Dave Bedford no había cumplido los 24 años y esa noche, de la que ahora acaban de cumplirse cincuenta años, fue su último gran día en el atletismo porque a continuación llegaron las lesiones. El desbocado plan de entrenamiento al que se había sometido durante años comenzó a cobrarse sus facturas y su Aquiles ya nunca se recuperaría. No volvió a ningún gran campeonato y su participación en competiciones era poco menos que anecdótica. Ejerció el papel de leyenda con modestia, prestando sus servicios a diferentes organizaciones y trabajando para convertir el maratón de Londres en lo que es.
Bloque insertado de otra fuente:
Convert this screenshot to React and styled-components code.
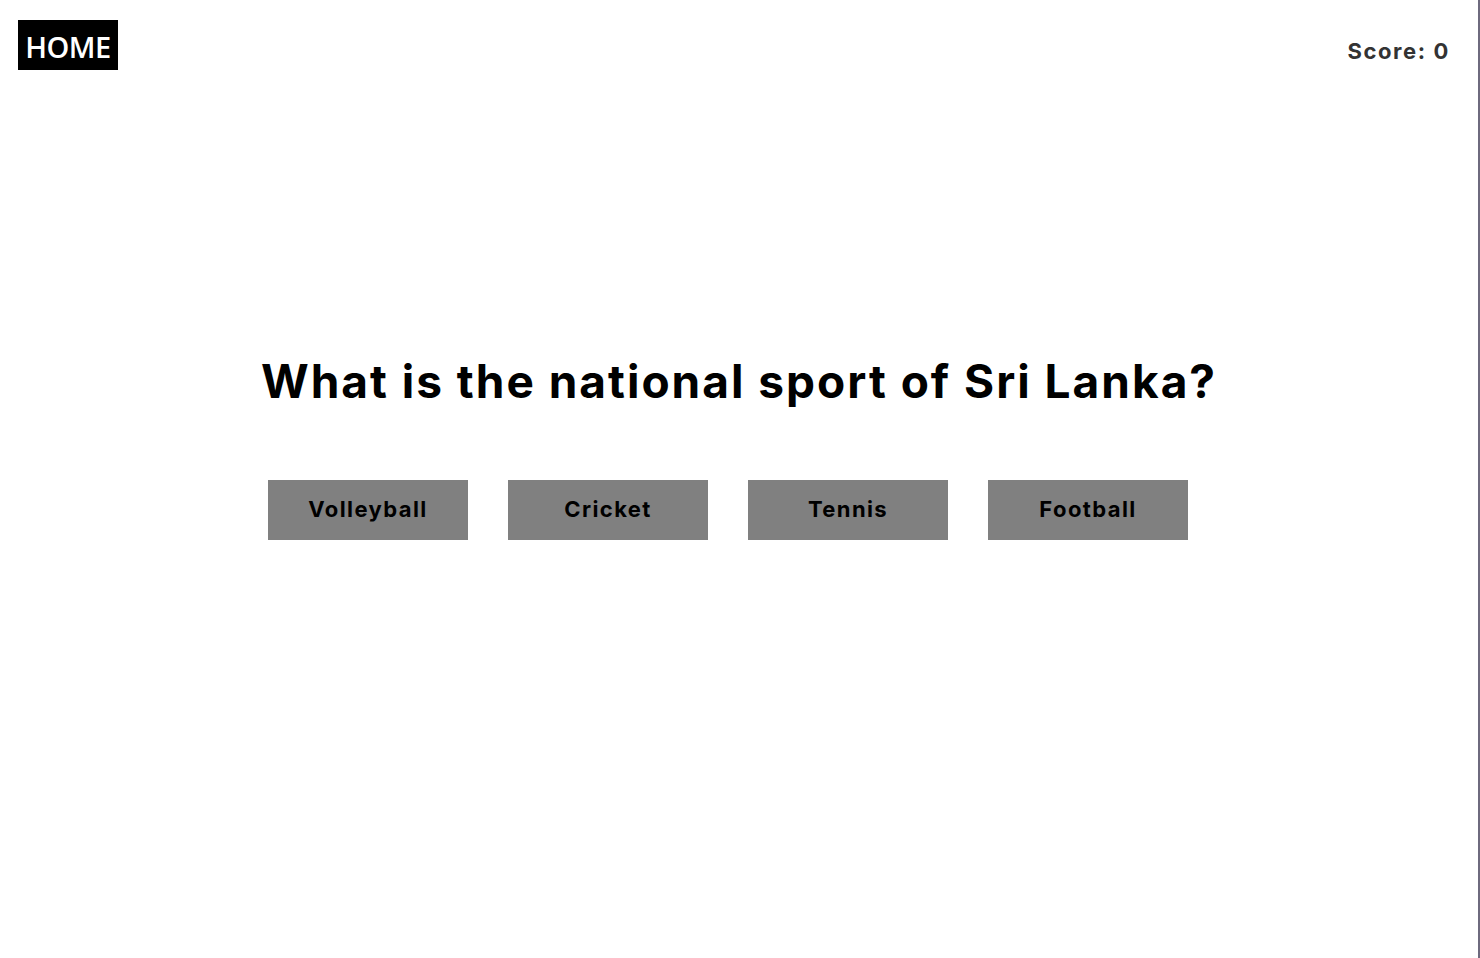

El maratón fue su cuenta pendiente porque todo el mundo le auguraba una carrera brillante en esa distancia. Pero solo disputó uno en su vida y fue después de una noche de borrachera. En 1981 apostó que al día siguiente podría completar el maratón de Londres y casi de reenganche, tras comerse un curry de madrugada, se presentó en la salida y completó su objetivo. Estas historias alimentaban la leyenda de un tipo especial que hace más de veinte años tuvo que litigar con una empresa de información telefónica que utilizaba como imagen en sus anuncios a un par de tipos patéticos con bigote y pelo largo que corrían con calcetines rojos. La autoridad regulatoria le dio la razón por el uso indebido de su imagen aunque no prohibió la emisión de los anuncios que ya habían sido emitidos. “Fue un malentendido” dijo la compañía. Bedford fue más concluyente: “Son unos bastardos”.